■ **WHAT NEEDS TO BE DONE**: Look through the data below and say how many of its lines contain "Write", adding nothing else.

(Pages as source code)
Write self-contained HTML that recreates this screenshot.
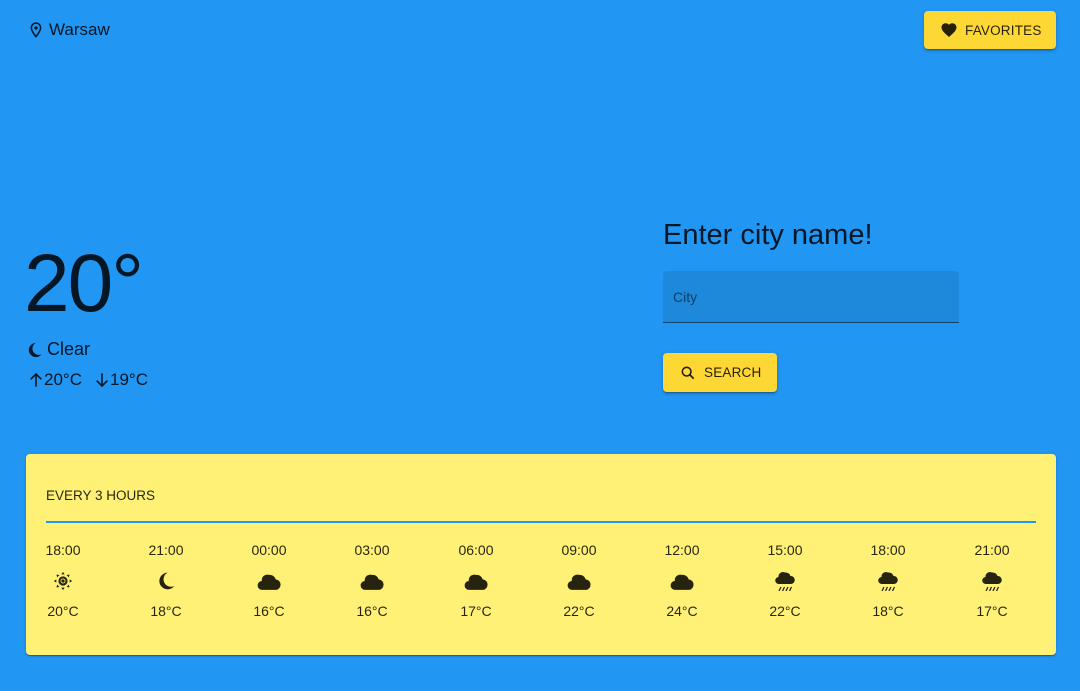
<!DOCTYPE html>
<html><head><meta charset="utf-8"><style>
*{margin:0;padding:0;box-sizing:border-box}
body{width:1080px;height:691px;background:#2196F3;font-family:"Liberation Sans",Arial,sans-serif;color:rgba(0,0,0,0.85);position:relative;overflow:hidden}
.abs{position:absolute}
.btn{background:#FDD835;border-radius:4px;box-shadow:0 3px 1px -2px rgba(0,0,0,.2),0 2px 2px rgba(0,0,0,.14),0 1px 5px rgba(0,0,0,.12);font-size:13.5px;letter-spacing:.2px;display:flex;align-items:center}
.card{left:26px;top:454px;width:1030px;height:201px;background:#FFF176;border-radius:4px;box-shadow:0 2px 1px -1px rgba(0,0,0,.2),0 1px 1px rgba(0,0,0,.14),0 1px 3px rgba(0,0,0,.12)}
.col{position:absolute;top:88px;width:80px;text-align:center;font-size:14px}
.col .t{height:20px}
.col svg{display:block;margin:9px auto 0}
.col .tp{margin-top:12px}
</style></head><body>
<div class="abs" style="left:28px;top:20px;font-size:17px;display:flex;align-items:center">
<svg width="16" height="20" viewBox="0 0 24 24"><path d="M12 2C8.1 2 5 5.1 5 9c0 5.2 7 13 7 13s7-7.8 7-13c0-3.9-3.1-7-7-7zm0 2c2.8 0 5 2.2 5 5 0 2.9-2.9 7.2-5 9.9C9.9 16.2 7 11.9 7 9c0-2.8 2.2-5 5-5z" fill="currentColor" transform="scale(1.15) translate(-1.6 -1.5)"/><circle cx="12" cy="9" r="2.5" fill="currentColor"/></svg>
<span style="margin-left:5px">Warsaw</span></div>
<div class="abs btn" style="left:924px;top:11px;width:132px;height:38px;padding-left:16px">
<svg width="18" height="18" viewBox="0 0 24 24"><path d="M12 21.35l-1.45-1.32C5.4 15.36 2 12.28 2 8.5 2 5.42 4.42 3 7.5 3c1.74 0 3.41.81 4.5 2.09C13.09 3.81 14.76 3 16.5 3 19.58 3 22 5.42 22 8.5c0 3.78-3.4 6.86-8.55 11.54L12 21.35z" fill="currentColor"/></svg>
<span style="margin-left:7px">FAVORITES</span></div>

<div class="abs" style="left:24px;top:238px;font-size:82px;line-height:92px;letter-spacing:-2px">20°</div>
<div class="abs" style="left:26px;top:339px;font-size:18px;display:flex;align-items:center">
<svg width="17" height="20" viewBox="0 0 24 24"><path d="M14 2A10 10 0 1 0 22 18 8.5 8.5 0 0 1 14 2z" fill="currentColor"/></svg><span style="margin-left:4px">Clear</span></div>
<div class="abs" style="left:28px;top:370px;font-size:17px;display:flex;align-items:center">
<svg width="16" height="18" viewBox="0 0 24 24"><path d="M12 3v19M4 11l8-8 8 8" stroke="currentColor" stroke-width="2.4" fill="none"/></svg><span>20°C</span>
<svg style="margin-left:12px" width="16" height="18" viewBox="0 0 24 24"><path d="M12 2v19M4 13l8 8 8-8" stroke="currentColor" stroke-width="2.4" fill="none"/></svg><span>19°C</span></div>

<div class="abs" style="left:663px;top:219px;font-size:29px">Enter city name!</div>
<div class="abs" style="left:663px;top:271px;width:296px;height:52px;background:#1E88DB;border-radius:4px 4px 0 0;border-bottom:1px solid rgba(0,0,0,.5);font-size:14px;color:rgba(0,0,0,.55);padding:18px 0 0 10px">City</div>
<div class="abs btn" style="left:663px;top:353px;width:114px;height:39px;padding-left:17px">
<svg width="16" height="16" viewBox="0 0 24 24"><circle cx="10" cy="10" r="6.5" stroke="currentColor" stroke-width="2.4" fill="none"/><path d="M14.5 14.5l6 6" stroke="currentColor" stroke-width="2.6"/></svg>
<span style="margin-left:8px">SEARCH</span></div>

<div class="abs card">
<div class="abs" style="left:20px;top:34px;font-size:13.5px">EVERY 3 HOURS</div>
<div class="abs" style="left:20px;top:67px;width:990px;height:2px;background:#2196F3"></div>
<div class="col" style="left:-3px"><div class="t">18:00</div><svg width="20" height="20" viewBox="0 0 24 24"><g fill="currentColor"><circle cx="12" cy="12" r="5.5"/><path d="M12 1l2 3h-4zM12 23l-2-3h4zM1 12l3-2v4zM23 12l-3 2v-4zM4.2 4.2l3.5.7-2.8 2.8zM19.8 19.8l-3.5-.7 2.8-2.8zM19.8 4.2l-.7 3.5-2.8-2.8zM4.2 19.8l.7-3.5 2.8 2.8z"/></g><circle cx="12" cy="12" r="3" fill="#FFF176"/><circle cx="12" cy="12" r="2" fill="currentColor"/></svg><div class="tp">20°C</div></div>
<div class="col" style="left:100px"><div class="t">21:00</div><svg width="20" height="20" viewBox="0 0 24 24"><path d="M14 2A10 10 0 1 0 22 18 8.5 8.5 0 0 1 14 2z" fill="currentColor"/></svg><div class="tp">18°C</div></div>
<div class="col" style="left:203px"><div class="t">00:00</div><svg width="24" height="20" viewBox="2 3 20 18"><path d="M6 20a4 4 0 0 1-.5-8A5 5 0 0 1 12 6.5a5.5 5.5 0 0 1 6 4A4.8 4.8 0 0 1 18.5 20z" fill="currentColor"/></svg><div class="tp">16°C</div></div>
<div class="col" style="left:306px"><div class="t">03:00</div><svg width="24" height="20" viewBox="2 3 20 18"><path d="M6 20a4 4 0 0 1-.5-8A5 5 0 0 1 12 6.5a5.5 5.5 0 0 1 6 4A4.8 4.8 0 0 1 18.5 20z" fill="currentColor"/></svg><div class="tp">16°C</div></div>
<div class="col" style="left:410px"><div class="t">06:00</div><svg width="24" height="20" viewBox="2 3 20 18"><path d="M6 20a4 4 0 0 1-.5-8A5 5 0 0 1 12 6.5a5.5 5.5 0 0 1 6 4A4.8 4.8 0 0 1 18.5 20z" fill="currentColor"/></svg><div class="tp">17°C</div></div>
<div class="col" style="left:513px"><div class="t">09:00</div><svg width="24" height="20" viewBox="2 3 20 18"><path d="M6 20a4 4 0 0 1-.5-8A5 5 0 0 1 12 6.5a5.5 5.5 0 0 1 6 4A4.8 4.8 0 0 1 18.5 20z" fill="currentColor"/></svg><div class="tp">22°C</div></div>
<div class="col" style="left:616px"><div class="t">12:00</div><svg width="24" height="20" viewBox="2 3 20 18"><path d="M6 20a4 4 0 0 1-.5-8A5 5 0 0 1 12 6.5a5.5 5.5 0 0 1 6 4A4.8 4.8 0 0 1 18.5 20z" fill="currentColor"/></svg><div class="tp">24°C</div></div>
<div class="col" style="left:719px"><div class="t">15:00</div><svg width="22" height="20" viewBox="2 2 20 20"><path d="M6 15a3.5 3.5 0 0 1-.5-7A4.5 4.5 0 0 1 12 3.5a5 5 0 0 1 5.5 3.5A4 4 0 0 1 18 15z" fill="currentColor"/><path d="M6 22l2-4M9.5 22l2-4M13 22l2-4M16.5 22l2-4" stroke="currentColor" stroke-width="1.3"/></svg><div class="tp">22°C</div></div>
<div class="col" style="left:822px"><div class="t">18:00</div><svg width="22" height="20" viewBox="2 2 20 20"><path d="M6 15a3.5 3.5 0 0 1-.5-7A4.5 4.5 0 0 1 12 3.5a5 5 0 0 1 5.5 3.5A4 4 0 0 1 18 15z" fill="currentColor"/><path d="M6 22l2-4M9.5 22l2-4M13 22l2-4M16.5 22l2-4" stroke="currentColor" stroke-width="1.3"/></svg><div class="tp">18°C</div></div>
<div class="col" style="left:926px"><div class="t">21:00</div><svg width="22" height="20" viewBox="2 2 20 20"><path d="M6 15a3.5 3.5 0 0 1-.5-7A4.5 4.5 0 0 1 12 3.5a5 5 0 0 1 5.5 3.5A4 4 0 0 1 18 15z" fill="currentColor"/><path d="M6 22l2-4M9.5 22l2-4M13 22l2-4M16.5 22l2-4" stroke="currentColor" stroke-width="1.3"/></svg><div class="tp">17°C</div></div>
</div>
</body></html>
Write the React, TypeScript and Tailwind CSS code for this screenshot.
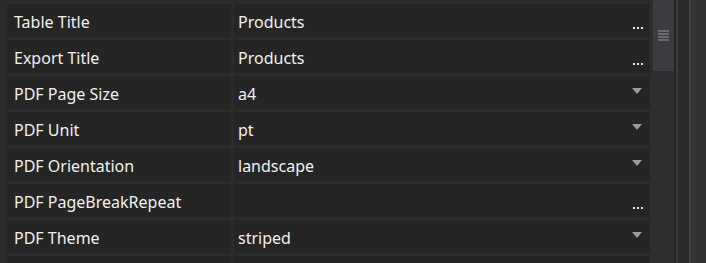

■ **FULL RESPONSE**: 2